— start —
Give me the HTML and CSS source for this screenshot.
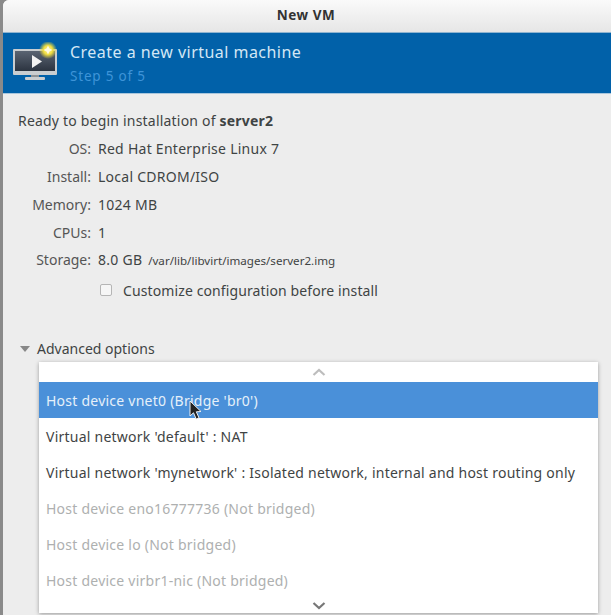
FILE: index.html
```html
<!DOCTYPE html>
<html>
	<head>
		<meta charset="utf-8" />
		<title>New VM</title>
		<link rel="stylesheet" href="styles.css">
	</head>
	<body>
		<div class="window">
			<div class="titlebar">New VM</div>
			<div class="banner">
				<svg class="vm_icon" width="46" height="40" viewBox="0 0 46 40">
					<defs>
						<radialGradient id="glow">
							<stop offset="0" stop-color="#fff6b0"/>
							<stop offset="0.5" stop-color="#f0de40"/>
							<stop offset="1" stop-color="#e8d83a" stop-opacity="0"/>
						</radialGradient>
						<linearGradient id="screen" x1="0" y1="0" x2="0" y2="1">
							<stop offset="0" stop-color="#5a6472"/>
							<stop offset="1" stop-color="#2c3440"/>
						</linearGradient>
					</defs>
					<rect x="0" y="7" width="44" height="26" rx="1" fill="#c9cdd0"/>
					<rect x="2" y="9" width="40" height="20" fill="url(#screen)"/>
					<path d="M19 13 L29 19.5 L19 26 Z" fill="#f2f2f2"/>
					<rect x="18" y="33" width="8" height="2" fill="#8d9296"/>
					<rect x="12" y="35" width="20" height="3" rx="1" fill="#c9cdd0"/>
					<circle cx="35" cy="8" r="9" fill="url(#glow)"/>
					<path d="M35 3.5 L36.4 6.6 L39.5 8 L36.4 9.4 L35 12.5 L33.6 9.4 L30.5 8 L33.6 6.6 Z" fill="#fffbe0"/>
				</svg>
				<div class="banner_text">
					<div class="banner_title">Create a new virtual machine</div>
					<div class="banner_step">Step 5 of 5</div>
				</div>
			</div>
			<div class="content">
				<p class="ready">Ready to begin installation of <b>server2</b></p>
				<div class="summary">
					<span class="label">OS:</span><span>Red Hat Enterprise Linux 7</span>
					<span class="label">Install:</span><span>Local CDROM/ISO</span>
					<span class="label">Memory:</span><span>1024 MB</span>
					<span class="label">CPUs:</span><span>1</span>
					<span class="label">Storage:</span><span>8.0 GB <small>/var/lib/libvirt/images/server2.img</small></span>
				</div>
				<div class="customize"><span class="check"></span>Customize configuration before install</div>
				<div class="advanced"><span class="arrow"></span>Advanced options</div>
			</div>
			<div class="menu">
				<div class="scroll">
					<svg width="14" height="8" viewBox="0 0 14 8"><path d="M1.5 7 L7 2 L12.5 7" fill="none" stroke="#bdbdbd" stroke-width="2.2"/></svg>
				</div>
				<div class="item active">Host device vnet0 (Bridge 'br0')</div>
				<div class="item">Virtual network 'default' : NAT</div>
				<div class="item">Virtual network 'mynetwork' : Isolated network, internal and host routing only</div>
				<div class="item off">Host device eno16777736 (Not bridged)</div>
				<div class="item off">Host device lo (Not bridged)</div>
				<div class="item off">Host device virbr1-nic (Not bridged)</div>
				<div class="scroll">
					<svg width="14" height="8" viewBox="0 0 14 8"><path d="M1.5 1 L7 6 L12.5 1" fill="none" stroke="#777" stroke-width="2.2"/></svg>
				</div>
			</div>
			<svg class="cursor" width="14" height="21" viewBox="0 0 14 21"><path d="M1 1 L1 16 L4.5 12.8 L7.2 19 L10 17.8 L7.3 11.8 L12 11.5 Z" fill="#222" stroke="#eee" stroke-width="1"/></svg>
		</div>
	</body>
</html>
```

FILE: styles.css
```css
*{
	margin:0;
	padding:0;
	box-sizing: border-box;
}
body{
	background:#8a8a8a;
	font-family:"Noto Sans","DejaVu Sans",sans-serif;
	font-size:14px;
	color:#3f4444;
	overflow:hidden;
}
.window{
	position: relative;
	width:611px;
	height:615px;
	margin-left:3px;
	background:#ededed;
	border-radius:6px 0 0 0;
	overflow:hidden;
}
.titlebar{
	height:32px;
	line-height:31px;
	padding-right:5px;
	text-align:center;
	font-weight:bold;
	font-size:13.5px;
	letter-spacing:.5px;
	color:#333;
	background:linear-gradient(#fafafa,#e6e6e6);
}
.banner{
	display:flex;
	align-items:center;
	height:62px;
	padding-left:10px;
	background:#0161a9;
	border-top:1px solid #8fb4d0;
	border-bottom:1px solid #a9c6dc;
}
.vm_icon{
	margin-right:11px;
	margin-top:-3px;
	flex:none;
}
.banner_title{
	font-size:16px;
	letter-spacing:.47px;
	line-height:22px;
	padding-top:1px;
	color:#d3e7f5;
}
.banner_step{
	margin-top:3px;
	font-size:13.5px;
	line-height:20px;
	letter-spacing:.8px;
	color:#3e94d8;
}
.content{
	padding:17px 0 0 15px;
}
.ready{
	line-height:20px;
	letter-spacing:.2px;
}
.summary{
	display:grid;
	grid-template-columns:73px auto;
	grid-auto-rows:27.75px;
	column-gap:7px;
	margin-top:4px;
	align-items:center;
	letter-spacing:.26px;
}
.label{
	text-align:right;
	letter-spacing:0;
	color:#555;
}
small{
	margin-left:2px;
	font-size:11.6px;
	letter-spacing:0;
}
.customize{
	display:flex;
	align-items:center;
	margin-top:5px;
	padding-left:82px;
	height:24px;
	letter-spacing:.11px;
}
.check{
	width:12px;
	height:12px;
	margin-right:11px;
	margin-top:-2px;
	background:#f6f6f6;
	border:1px solid #b5b5b5;
	border-radius:2px;
}
.advanced{
	display:flex;
	align-items:center;
	margin-top:34px;
	height:24px;
	padding-left:2px;
	letter-spacing:0;
}
.arrow{
	width:0;
	height:0;
	margin-right:7px;
	border-left:5.5px solid transparent;
	border-right:5.5px solid transparent;
	border-top:6px solid #888;
}
.menu{
	position:absolute;
	left:36px;
	top:362px;
	width:559px;
	height:251px;
	background:#fff;
	box-shadow:0 1px 4px rgba(0,0,0,.35);
}
.scroll{
	display:flex;
	justify-content:center;
	align-items:center;
	height:20px;
}
.item{
	height:36px;
	line-height:37px;
	padding-left:7px;
	letter-spacing:.24px;
	white-space:nowrap;
}
.active{
	background:#4a90d9;
	color:#e6f0fa;
}
.off{
	color:#aeb0b0;
}
.menu .scroll:last-child{
	height:14px;
	padding-top:2px;
}
.cursor{
	position:absolute;
	left:186px;
	top:400px;
}
```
— end —
### Given task
Without the pictures, write out the whole listing above exactly as it appears.

### Output below
Give me the HTML and CSS source for this screenshot.
FILE: index.html
```html
<!DOCTYPE html>
<html>
	<head>
		<meta charset="utf-8" />
		<title>New VM</title>
		<link rel="stylesheet" href="styles.css">
	</head>
	<body>
		<div class="window">
			<div class="titlebar">New VM</div>
			<div class="banner">
				<svg class="vm_icon" width="46" height="40" viewBox="0 0 46 40">
					<defs>
						<radialGradient id="glow">
							<stop offset="0" stop-color="#fff6b0"/>
							<stop offset="0.5" stop-color="#f0de40"/>
							<stop offset="1" stop-color="#e8d83a" stop-opacity="0"/>
						</radialGradient>
						<linearGradient id="screen" x1="0" y1="0" x2="0" y2="1">
							<stop offset="0" stop-color="#5a6472"/>
							<stop offset="1" stop-color="#2c3440"/>
						</linearGradient>
					</defs>
					<rect x="0" y="7" width="44" height="26" rx="1" fill="#c9cdd0"/>
					<rect x="2" y="9" width="40" height="20" fill="url(#screen)"/>
					<path d="M19 13 L29 19.5 L19 26 Z" fill="#f2f2f2"/>
					<rect x="18" y="33" width="8" height="2" fill="#8d9296"/>
					<rect x="12" y="35" width="20" height="3" rx="1" fill="#c9cdd0"/>
					<circle cx="35" cy="8" r="9" fill="url(#glow)"/>
					<path d="M35 3.5 L36.4 6.6 L39.5 8 L36.4 9.4 L35 12.5 L33.6 9.4 L30.5 8 L33.6 6.6 Z" fill="#fffbe0"/>
				</svg>
				<div class="banner_text">
					<div class="banner_title">Create a new virtual machine</div>
					<div class="banner_step">Step 5 of 5</div>
				</div>
			</div>
			<div class="content">
				<p class="ready">Ready to begin installation of <b>server2</b></p>
				<div class="summary">
					<span class="label">OS:</span><span>Red Hat Enterprise Linux 7</span>
					<span class="label">Install:</span><span>Local CDROM/ISO</span>
					<span class="label">Memory:</span><span>1024 MB</span>
					<span class="label">CPUs:</span><span>1</span>
					<span class="label">Storage:</span><span>8.0 GB <small>/var/lib/libvirt/images/server2.img</small></span>
				</div>
				<div class="customize"><span class="check"></span>Customize configuration before install</div>
				<div class="advanced"><span class="arrow"></span>Advanced options</div>
			</div>
			<div class="menu">
				<div class="scroll">
					<svg width="14" height="8" viewBox="0 0 14 8"><path d="M1.5 7 L7 2 L12.5 7" fill="none" stroke="#bdbdbd" stroke-width="2.2"/></svg>
				</div>
				<div class="item active">Host device vnet0 (Bridge 'br0')</div>
				<div class="item">Virtual network 'default' : NAT</div>
				<div class="item">Virtual network 'mynetwork' : Isolated network, internal and host routing only</div>
				<div class="item off">Host device eno16777736 (Not bridged)</div>
				<div class="item off">Host device lo (Not bridged)</div>
				<div class="item off">Host device virbr1-nic (Not bridged)</div>
				<div class="scroll">
					<svg width="14" height="8" viewBox="0 0 14 8"><path d="M1.5 1 L7 6 L12.5 1" fill="none" stroke="#777" stroke-width="2.2"/></svg>
				</div>
			</div>
			<svg class="cursor" width="14" height="21" viewBox="0 0 14 21"><path d="M1 1 L1 16 L4.5 12.8 L7.2 19 L10 17.8 L7.3 11.8 L12 11.5 Z" fill="#222" stroke="#eee" stroke-width="1"/></svg>
		</div>
	</body>
</html>
```

FILE: styles.css
```css
*{
	margin:0;
	padding:0;
	box-sizing: border-box;
}
body{
	background:#8a8a8a;
	font-family:"Noto Sans","DejaVu Sans",sans-serif;
	font-size:14px;
	color:#3f4444;
	overflow:hidden;
}
.window{
	position: relative;
	width:611px;
	height:615px;
	margin-left:3px;
	background:#ededed;
	border-radius:6px 0 0 0;
	overflow:hidden;
}
.titlebar{
	height:32px;
	line-height:31px;
	padding-right:5px;
	text-align:center;
	font-weight:bold;
	font-size:13.5px;
	letter-spacing:.5px;
	color:#333;
	background:linear-gradient(#fafafa,#e6e6e6);
}
.banner{
	display:flex;
	align-items:center;
	height:62px;
	padding-left:10px;
	background:#0161a9;
	border-top:1px solid #8fb4d0;
	border-bottom:1px solid #a9c6dc;
}
.vm_icon{
	margin-right:11px;
	margin-top:-3px;
	flex:none;
}
.banner_title{
	font-size:16px;
	letter-spacing:.47px;
	line-height:22px;
	padding-top:1px;
	color:#d3e7f5;
}
.banner_step{
	margin-top:3px;
	font-size:13.5px;
	line-height:20px;
	letter-spacing:.8px;
	color:#3e94d8;
}
.content{
	padding:17px 0 0 15px;
}
.ready{
	line-height:20px;
	letter-spacing:.2px;
}
.summary{
	display:grid;
	grid-template-columns:73px auto;
	grid-auto-rows:27.75px;
	column-gap:7px;
	margin-top:4px;
	align-items:center;
	letter-spacing:.26px;
}
.label{
	text-align:right;
	letter-spacing:0;
	color:#555;
}
small{
	margin-left:2px;
	font-size:11.6px;
	letter-spacing:0;
}
.customize{
	display:flex;
	align-items:center;
	margin-top:5px;
	padding-left:82px;
	height:24px;
	letter-spacing:.11px;
}
.check{
	width:12px;
	height:12px;
	margin-right:11px;
	margin-top:-2px;
	background:#f6f6f6;
	border:1px solid #b5b5b5;
	border-radius:2px;
}
.advanced{
	display:flex;
	align-items:center;
	margin-top:34px;
	height:24px;
	padding-left:2px;
	letter-spacing:0;
}
.arrow{
	width:0;
	height:0;
	margin-right:7px;
	border-left:5.5px solid transparent;
	border-right:5.5px solid transparent;
	border-top:6px solid #888;
}
.menu{
	position:absolute;
	left:36px;
	top:362px;
	width:559px;
	height:251px;
	background:#fff;
	box-shadow:0 1px 4px rgba(0,0,0,.35);
}
.scroll{
	display:flex;
	justify-content:center;
	align-items:center;
	height:20px;
}
.item{
	height:36px;
	line-height:37px;
	padding-left:7px;
	letter-spacing:.24px;
	white-space:nowrap;
}
.active{
	background:#4a90d9;
	color:#e6f0fa;
}
.off{
	color:#aeb0b0;
}
.menu .scroll:last-child{
	height:14px;
	padding-top:2px;
}
.cursor{
	position:absolute;
	left:186px;
	top:400px;
}
```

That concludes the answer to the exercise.